The primary reason for junking drill pipe is poor condition of the tube section, which cannot be rebuilt or replaced if damaged. API guidelines allow for only a 20% loss of wall thickness of any part of the tube section to maintain premium class.

Two methods assess tube section condition: a go/no-go gauge and electromagnetic inspection (EMI). A go/no-go gauge is a set caliper for quickly checking the outer diameter. EMI, also called flux leakage detection or a "buggy run," detects local damage to the tube section.

Recently, shear wave ultrasonic end area inspection tools have been developed. These can detect pits and cracks in the internal upset areas more reliably than flux leakage detection.

Scale buildup on the inspected steel surfaces influences the reliability of these methods. Often, neither the time nor the equipment is available to clean these areas adequately. Nevertheless, end area inspections are essential to cull joints.

At the end of the internal upset taper, the most likely area for a washout to occur, the wall thickness is measured with an ultrasonic thickness gauge. A baroscope determines the location of the heaviest pitting so numerous ultrasonic readings can be located and compared.

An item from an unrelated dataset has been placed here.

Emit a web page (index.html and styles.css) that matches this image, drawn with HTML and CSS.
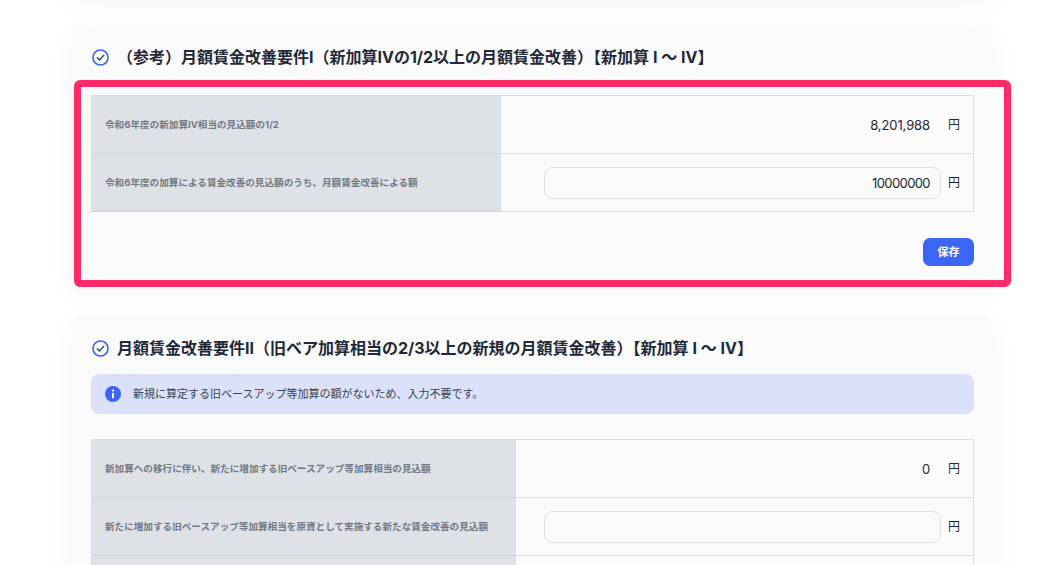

Optional inspection techniques include wet or dry magnetic particle inspections or dye-penetrant inspections. Unfortunately, there is no method to detect fatigue. Fatigue failure can still occur immediately after an inspection if the fatigue life of the drill pipe has been reached.

Although seemingly straightforward, mere visual checks of tool joints by the on site supervisor prevent costly and unnecessary repairs. The tool joint inspection examines the tool joint OD and length, shoulder and thread condition, pin stretch, and box swelling. Guidelines for transportation, handling, and storage complement the preventive maintenance and inspection techniques.

All inspections, as well as drill pipe activities, are recorded on detailed logs to track the condition of the pipe and the effects of the drill pipe management program.